Bond issue, though unrated, is eagerly snapped up

International investors stamped their approval on China's largest-ever dollar-denominated sovereign bond issue by placing 11 times more orders than debt on offer.

International investors stamped their approval on China’s largest-ever dollar-denominated sovereign bond issue by placing 11 times more orders than debt on offer.

In late October, the Ministry of Finance issued US$2 billion of the bonds in Hong Kong, evenly split between five-year and 10-year maturities. It was the nation’s first dollar sovereign bond offering since October 2004.

The rare issue drew about US$22 billion in orders, 35 percent from regions outside Asia, including Europe and offshore US markets.
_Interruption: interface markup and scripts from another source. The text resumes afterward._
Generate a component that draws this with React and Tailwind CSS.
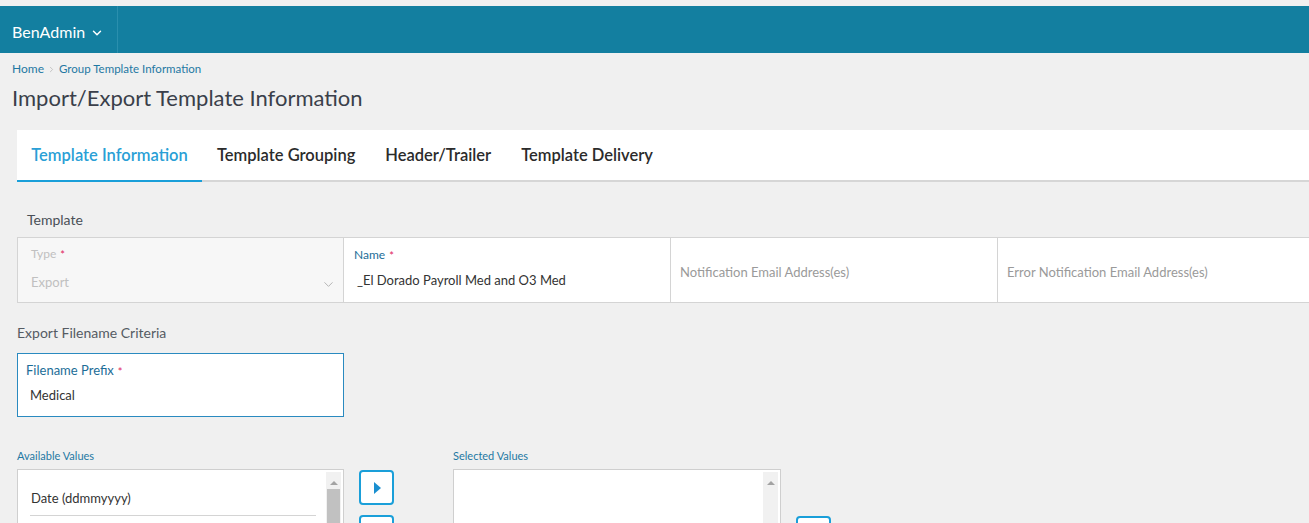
import { ChevronDown, ChevronRight } from 'lucide-react'

const font = { fontFamily: 'Lato, "Open Sans", sans-serif' }

function Req() {
  return <span className="ml-1 text-[11px] text-[#e0245e] align-middle">*</span>
}

function Scrollbar({ thumb }) {
  return (
    <div className="w-[15px] shrink-0 bg-[#f1f1f1] flex flex-col items-center pt-[9px]">
      <div className="w-0 h-0 border-l-[4px] border-r-[4px] border-b-[4px] border-l-transparent border-r-transparent border-b-[#a3a3a3]" />
      {thumb && <div className="mt-[4px] w-[13px] flex-1 bg-[#c1c1c1]" />}
    </div>
  )
}

function MoveButton({ className = '' }) {
  return (
    <button className={`w-[35px] h-[35px] rounded-[4px] border-2 border-[#1a9fd9] bg-white flex items-center justify-center ${className}`}>
      <span className="w-0 h-0 border-t-[6px] border-b-[6px] border-l-[7px] border-t-transparent border-b-transparent border-l-[#1a8fd0] ml-[2px]" />
    </button>
  )
}

export default function App() {
  return (
    <div className="w-[1309px] h-[523px] overflow-hidden bg-[#f0f0f0] pt-[6px]" style={font}>
      <header className="h-[47px] bg-[#137fa0] flex">
        <div className="h-full w-[118px] border-r border-[#2a8fae] flex items-center pl-[12px] pt-[4px] gap-[5px] text-white text-[16px]">
          BenAdmin <ChevronDown size={14} strokeWidth={2.5} className="mt-[2px]" />
        </div>
      </header>

      <div className="px-[12px]">
        <nav className="mt-[9px] flex items-center text-[12px] text-[#1f78a3] h-[14px]">
          <span>Home</span>
          <ChevronRight size={9} className="mx-[3px] text-[#b5b5b5]" />
          <span className="text-[11.5px]">Group Template Information</span>
        </nav>
        <h1 className="mt-[9px] text-[22px] leading-[26px] text-[#3a3f4a]">Import/Export Template Information</h1>
      </div>

      <div className="ml-[17px] mt-[19px] bg-white h-[52px] border-b-2 border-[#d6d6d6] flex items-stretch text-[16.5px] font-semibold">
        <div className="w-[185px] flex items-center justify-center text-[#2a9fd6] border-b-2 border-[#1a9fd9] -mb-[2px]">Template Information</div>
        <div className="px-[15px] flex items-center text-[#2b2b2b]">Template Grouping</div>
        <div className="px-[15px] flex items-center text-[#2b2b2b]">Header/Trailer</div>
        <div className="px-[15px] flex items-center text-[#2b2b2b]">Template Delivery</div>
      </div>

      <div className="pl-[17px]">
        <div className="pl-[10px] mt-[29px] text-[14px] text-[#4a4f57] h-[18px] leading-[18px]">Template</div>
        <div className="mt-[8px] flex h-[66px] border-y border-[#d4d4d4]">
          <div className="w-[327px] border-l border-r border-[#d4d4d4] bg-[#f7f7f7] pl-[13px] pr-[8px] pt-[8px] relative">
            <div className="text-[12px] text-[#c0c0c0] leading-[16px]">Type<Req /></div>
            <div className="mt-[10px] text-[13px] text-[#c0c0c0]">Export</div>
            <ChevronDown size={15} strokeWidth={1.5} className="absolute right-[7px] top-[39px] text-[#b0b0b0]" />
          </div>
          <div className="w-[327px] border-r border-[#d4d4d4] bg-white pl-[10px] pt-[9px]">
            <div className="text-[12px] text-[#1c6d97] leading-[16px]">Name<Req /></div>
            <div className="mt-[7px] pl-[3px] text-[13px] text-[#333]">_El Dorado Payroll Med and O3 Med</div>
          </div>
          <div className="w-[327px] border-r border-[#d4d4d4] bg-white pl-[9px] flex items-center pt-[6px] text-[13px] text-[#9a9a9a]">Notification Email Address(es)</div>
          <div className="flex-1 bg-white pl-[9px] flex items-center pt-[6px] text-[13px] text-[#9a9a9a]">Error Notification Email Address(es)</div>
        </div>

        <div className="mt-[21px] text-[14px] text-[#555b63] h-[18px] leading-[18px]">Export Filename Criteria</div>
        <div className="mt-[11px] w-[327px] h-[64px] border border-[#2a8ac0] bg-white pl-[8px] pt-[8px]">
          <div className="text-[13px] text-[#1c6d97] leading-[16px]">Filename Prefix<Req /></div>
          <div className="mt-[6px] pl-[4px] text-[13px] text-[#333]">Medical</div>
        </div>

        <div className="mt-[32px] flex">
          <div className="w-[327px]">
            <div className="text-[11px] text-[#1f78a3] h-[14px] leading-[14px]">Available Values</div>
            <div className="mt-[6px] h-[80px] border border-[#cfcfcf] bg-white p-[2px] flex">
              <div className="flex-1 pl-[10px] pr-[10px]">
                <div className="h-[44px] border-b border-[#d4d4d4] flex items-center pl-[1px] pt-[10px] text-[13px] text-[#333]">Date (ddmmyyyy)</div>
              </div>
              <Scrollbar thumb />
            </div>
          </div>
          <div className="ml-[15px] pt-[21px] flex flex-col gap-[10px]">
            <MoveButton />
            <MoveButton />
          </div>
          <div className="ml-[59px] w-[328px]">
            <div className="text-[11px] text-[#1f78a3] h-[14px] leading-[14px]">Selected Values</div>
            <div className="mt-[6px] h-[80px] border border-[#cfcfcf] bg-white p-[2px] flex">
              <div className="flex-1" />
              <Scrollbar />
            </div>
          </div>
          <div className="ml-[15px] pt-[67px]">
            <MoveButton />
          </div>
        </div>
      </div>
    </div>
  )
}
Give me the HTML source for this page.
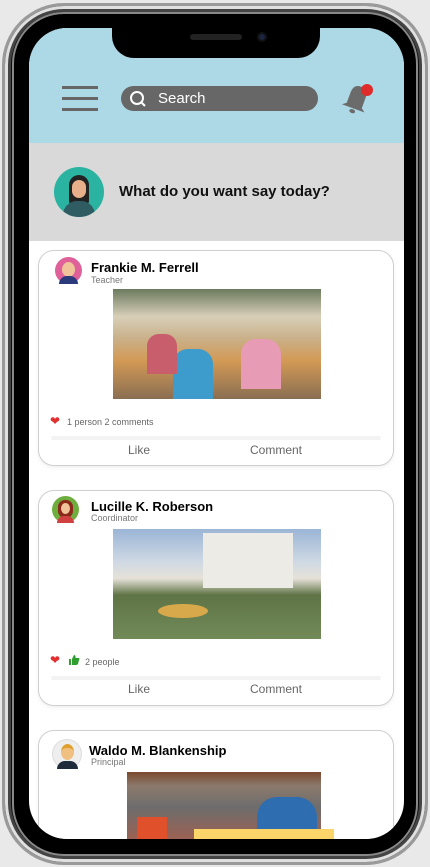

"The bonds will add important investment and hedging tools to domestic and foreign entities, enrich financial products in international capital markets and enable international investors to share the achievements of China's economic development," said Lian Ping, chief economist at the Bank of Communications. "The bond offering can help improve the currency and term structures of China's sovereign debt.”

China's foreign-exchange reserves hit US$3.1 trillion by October, nearly an eightfold increase since the end of 2003, just before the government issued its last dollar sovereign bonds. The balance of payments remains in surplus.

"This issue demonstrates China’s commitment to engaging international investors as it transforms its economy, opens its capital markets and strengthens its global connections through the ‘Belt and Road Initiative,’” said Peter Wong, deputy chairman and chief executive of HSBC Asia-Pacific.

"It also reinforces Hong Kong’s position as a key financial center for Chinese issuers raising debt capital, especially for ‘Belt and Road’ projects,” he added. “It should enhance market liquidity in Hong Kong through the eligibility of these bonds for repo transactions in the local interbank system."

The new sovereign bonds may also help improve the confidence of overseas markets in China's economy and sovereign credit. They were issued without a rating from global credit-rating agencies.

China's credit rating was cut this year by Moody's and Standard & Poor's. Moody’s lowered its rating to “A1” from “Aa3,” and S&P dropped its rating to “A+” from “AA-.” Some observers said the decision highlighted the bias of the two agencies in assessing debt according to Western standards.

"The rating agencies didn't have a full understanding of the development path, growth pattern and characteristics of the Chinese economy,” Lian said. “They overlooked the great potential and sound fundamentals of the economy and the government's ability to manage financial risk.”

Hong Kong Chief Executive Carrie Lam said the result of the debt issue showed that sovereign bonds provide a robust, high-quality investment.

"Hong Kong can be a good platform for the Ministry of Finance to issue bonds further in the future, which shows the interconnection, interaction, complementation and reciprocity of financial systems of the mainland and Hong Kong," she said.

Issuing foreign currency sovereign bonds forms a market-based yield curve through secondary market trading. That will provide an important reference pricing system for the offshore financing of Chinese companies and raise the efficiency of their pricing ability.

The rate of return of the US$1 billion five-year bond is 2.196 percent, with a coupon rate of 2.125 percent on October 26, the first day it was officially launched. The 10-year bond has a 2.687 percent yield and a coupon rate of 2.625 percent.

The yield on the five-year bond was 15 basis points higher than similar maturity US Treasury bonds, while the yield on the 10-year bond was 25 basis points higher. The yields were close to those of sovereign bonds with a “AAA” S&P rating.

"Everyone wants to get their hands on this bond,” said Edmund Goh, fund manager of Aberdeen Standard Investments. “These are tight levels, but we are interested because there is little risk of repeated issuance in the same maturity bucket."

The bond issue was underwritten by Bank of China, Bank of Communications, Agricultural Bank of China, China Construction Bank, CICC, Citigroup, Deutsche Bank, HSBC, ICBC and Standard Chartered Bank.

The dollar sovereign bonds were issued days after the end of China's 19th Communist Party Congress, which set a course of stable economic growth.

“In the future, China may gradually explore the long-term mechanism for establishing sovereign foreign-currency bonds to continuously improve the openness, depth and breadth of financial markets," Lian said.